En juillet, le défilé haute couture de Stefano Pilati pour Yves Saint Laurent dégageait un sentiment religieux baigné d'une sensualité tout en retenue. Sa déclinaison prêt-à-porter est moins bluffante : il surnage surtout des références espagnoles (cascades de cols à jabots) et un romantisme trop balisé. Pilati est plus percutant lorsqu'il enserre le corps des femmes dans des jupes très étroites à taille haute. Le fantasme de la professeure de maintien pour pensionnat de jeunes filles n'est pas loin et rajoute du piquant.

Décidément, Jean Paul Gaultier tient la grande forme. Samedi, quelques jours après un épatant défilé champêtre pour sa propre marque, JPG a réussi pour Hermès une collection néocoloniale nickel. Sur fond de palmiers et auvents en toile, des femmes comme sorties d'un lodge kenyan déployaient un vestiaire d'un grand luxe mais jamais étouffant. La somptuosité des matières le disputait au raffinement des imprimés, pour une relecture convaincante des codes de la maison Hermès.
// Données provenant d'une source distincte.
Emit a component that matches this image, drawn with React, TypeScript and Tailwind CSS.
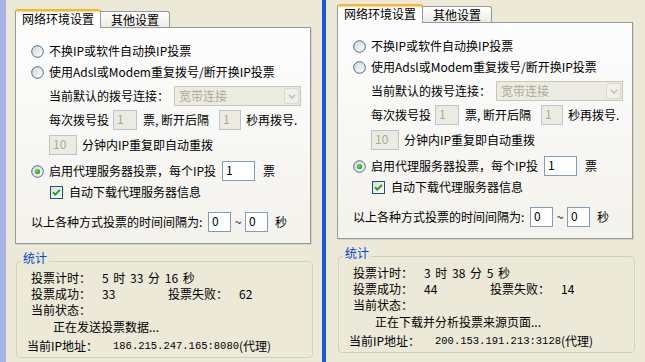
import React from "react";

type S = { time: string; ok: string; fail: string; status: string; ip: string };

function Radio({ checked = false }: { checked?: boolean }) {
  return (
    <svg width="13" height="13" viewBox="0 0 13 13" className="shrink-0">
      <defs>
        <linearGradient id="radg" x1="0" y1="0" x2="1" y2="1">
          <stop offset="0" stopColor="#d6d5cc" />
          <stop offset="1" stopColor="#ffffff" />
        </linearGradient>
        <radialGradient id="rdot" cx="0.4" cy="0.4" r="0.6">
          <stop offset="0" stopColor="#6fe36f" />
          <stop offset="1" stopColor="#1f9a1f" />
        </radialGradient>
      </defs>
      <circle cx="6.5" cy="6.5" r="5.8" fill="url(#radg)" stroke="#3b6a99" strokeWidth="1" />
      {checked && <circle cx="6.5" cy="6.5" r="2.6" fill="url(#rdot)" />}
    </svg>
  );
}

function Check() {
  return (
    <svg width="13" height="13" viewBox="0 0 13 13" className="shrink-0">
      <defs>
        <linearGradient id="chkg" x1="0" y1="0" x2="1" y2="1">
          <stop offset="0" stopColor="#dcdbd2" />
          <stop offset="1" stopColor="#ffffff" />
        </linearGradient>
      </defs>
      <rect x="0.5" y="0.5" width="12" height="12" fill="url(#chkg)" stroke="#1c5180" />
      <path d="M3 6.2 L5.2 8.6 L10 3.9" stroke="#21a121" strokeWidth="2" fill="none" />
    </svg>
  );
}

function Edit({ value, disabled = false, className }: { value: string; disabled?: boolean; className: string }) {
  return (
    <div
      className={`h-[20px] border flex items-center pl-[3px] pb-[2px] text-[12px] leading-[12px] ${
        disabled ? "border-[#b9c4cf] bg-[#ecebe2] text-[#aca899]" : "border-[#7f9db9] bg-white text-black"
      } ${className}`}
    >
      {value}
    </div>
  );
}

function Combo() {
  return (
    <div className="w-[127px] h-[20px] border border-[#c9c7ba] bg-[#ecebe2] flex items-center justify-between pl-[4px] pr-px">
      <span className="text-[#aca899]">宽带连接</span>
      <div className="w-[15px] h-[16px] rounded-[2px] bg-[#f0efea] border border-[#dad8cf] flex items-center justify-center">
        <svg width="8" height="5" viewBox="0 0 8 5">
          <path d="M0.8 0.8 L4 4 L7.2 0.8" stroke="#c3c1b6" strokeWidth="1.6" fill="none" />
        </svg>
      </div>
    </div>
  );
}

function Dialog({ s }: { s: S }) {
  return (
    <div className="flex flex-col w-[297px] text-[12px] leading-[14px] text-black">
      {/* tabs */}
      <div className="flex items-end h-[18px] relative z-10">
        <div className="w-[86px] h-[19px] -mb-px bg-white border-x border-[#919b9c] border-t-[2px] border-t-[#f5b63a] rounded-t-[3px] flex items-center justify-center pb-[1px] shadow-[inset_0_1px_0_#ffd77a]">
          网络环境设置
        </div>
        <div className="w-[69px] h-[16px] bg-gradient-to-b from-white to-[#ecebe4] border-t border-r border-[#919b9c] rounded-tr-[3px] flex items-center justify-center">
          其他设置
        </div>
      </div>
      {/* tab page */}
      <div className="w-[296px] h-[217px] border border-[#919b9c] bg-gradient-to-b from-[#fdfdfe] to-[#f3f2ec] shadow-[1px_1px_0_#d5d3c6] flex flex-col pl-[15px] pt-[13px]">
        <div className="h-[20px] flex items-center gap-[5px]">
          <Radio />
          <span>不换IP或软件自动换IP投票</span>
        </div>
        <div className="h-[20px] mt-[1px] flex items-center gap-[5px]">
          <Radio />
          <span>使用Adsl或Modem重复拨号/断开换IP投票</span>
        </div>
        <div className="h-[20px] mt-[4px] ml-[18px] flex items-center">
          <span className="w-[125px]">当前默认的拨号连接：</span>
          <Combo />
        </div>
        <div className="h-[20px] mt-[4px] ml-[18px] flex items-center">
          <span className="w-[64px]">每次拨号投</span>
          <Edit value="1" disabled className="w-[24px]" />
          <span className="w-[76px] ml-[6px]">票, 断开后隔</span>
          <Edit value="1" disabled className="w-[22px]" />
          <span className="ml-[5px]">秒再拨号.</span>
        </div>
        <div className="h-[20px] mt-[5px] ml-[18px] flex items-center">
          <Edit value="10" disabled className="w-[28px]" />
          <span className="ml-[5px]">分钟内IP重复即自动重拨</span>
        </div>
        <div className="h-[20px] mt-[6px] flex items-center">
          <Radio checked />
          <span className="w-[173px] ml-[5px]">启用代理服务器投票，每个IP投</span>
          <Edit value="1" className="w-[33px]" />
          <span className="ml-[8px]">票</span>
        </div>
        <div className="h-[18px] mt-[2px] ml-[19px] flex items-center gap-[6px]">
          <Check />
          <span>自动下载代理服务器信息</span>
        </div>
        <div className="h-[20px] mt-[11px] flex items-center">
          <span className="w-[177px]">以上各种方式投票的时间间隔为:</span>
          <Edit value="0" className="w-[23px]" />
          <span className="w-[14px] text-center">~</span>
          <Edit value="0" className="w-[23px]" />
          <span className="ml-[7px]">秒</span>
        </div>
      </div>
      {/* stats group */}
      <fieldset className="mt-[8px] ml-[1px] w-[297px] border border-[#d0d0bf] rounded-[4px] px-0 pb-[3px]">
        <legend className="ml-[4px] px-[2px] pb-[6px] text-[12px] leading-[12px] text-[#0046d5]">统计</legend>
        <div className="flex flex-col pl-[14px]">
          <div className="h-[16px] flex items-center">
            <span className="w-[71px]">投票计时：</span>
            <span className="[word-spacing:2px]">{s.time}</span>
          </div>
          <div className="h-[16px] flex items-center">
            <span className="w-[71px]">投票成功：</span>
            <span className="w-[66px]">{s.ok}</span>
            <span className="w-[71px]">投票失败：</span>
            <span>{s.fail}</span>
          </div>
          <div className="h-[16px] flex items-center">
            <span>当前状态：</span>
          </div>
          <div className="h-[16px] mt-[1px] flex items-center pl-[22px]">
            <span>{s.status}</span>
          </div>
          <div className="h-[16px] mt-[3px] -ml-[4px] flex items-center">
            <span className="w-[86px]">当前IP地址：</span>
            <span className="font-['Liberation_Mono',monospace] text-[10.5px]">{s.ip}</span>
            <span>(代理)</span>
          </div>
        </div>
      </fieldset>
    </div>
  );
}

export default function App() {
  return (
    <div className="w-[645px] h-[362px] overflow-hidden flex bg-[#ece9d8] font-['Noto_Sans_CJK_SC','Noto_Sans',sans-serif]">
      <div className="w-[322px] h-[362px] border-l-[6px] border-[#a8b4e6] pl-[9px] pt-[9px] overflow-hidden">
        <Dialog
          s={{
            time: "5 时 33 分 16 秒",
            ok: "33",
            fail: "62",
            status: "正在发送投票数据...",
            ip: "186.215.247.165:8080",
          }}
        />
      </div>
      <div className="w-[4px] h-[362px] bg-[#1a55dc]" />
      <div className="w-[319px] h-[362px] pl-[11px] pt-[4px] overflow-hidden">
        <Dialog
          s={{
            time: "3 时 38 分 5 秒",
            ok: "44",
            fail: "14",
            status: "正在下载并分析投票来源页面...",
            ip: "200.153.191.213:3128",
          }}
        />
      </div>
    </div>
  );
}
L'héroïne est belle et bien née, mais n'en jette pas pour autant plein la vue : c'est une Karen Blixen 2006, qui aurait rouvert les carnets de voyages de Peter Beard. Elle se glisse négligemment dans des robes-chemisiers au boutonnage décalé sur la hanche, ou de sensuelles robes plissées en mousseline crème ceinturées de cuir, ou encore dans une combinaison short en soie à imprimé feuillage couleur tabac, troublante comme un déshabillé. Pour le soir, des robes longues en dentelle, dont la noire très révélatrice mais tempérée par une liquette en lin nouée à la taille ultrafine, ou celle à bustier et pans, toujours dans cette très belle teinte tabac. Orange vif, grenat, rouille, anis, caramel, noisette... On retrouve les couleurs Hermès jusqu'aux accessoires, chaussures (hautes), sacs ou pochettes Kelly, ceintures et ombrelles. A la fin du show, JPG recevait backstage les félicitations de Jane Birkin et de Patrick Thomas, qui prendra, en janvier, la succession de Jean-Louis Dumas à la tête de la maison. Le couturier confiait ensuite s'être «beaucoup amusé à jouer avec les codes Hermès, de la dentelle vintage aux imprimés 1900», pour une invitation au voyage un poil coquine. «Les fameuses ombrelles, précisait-il, sont munies d'une petite cravache, côté manche.» Tout un programme pour le show le plus abouti de la semaine.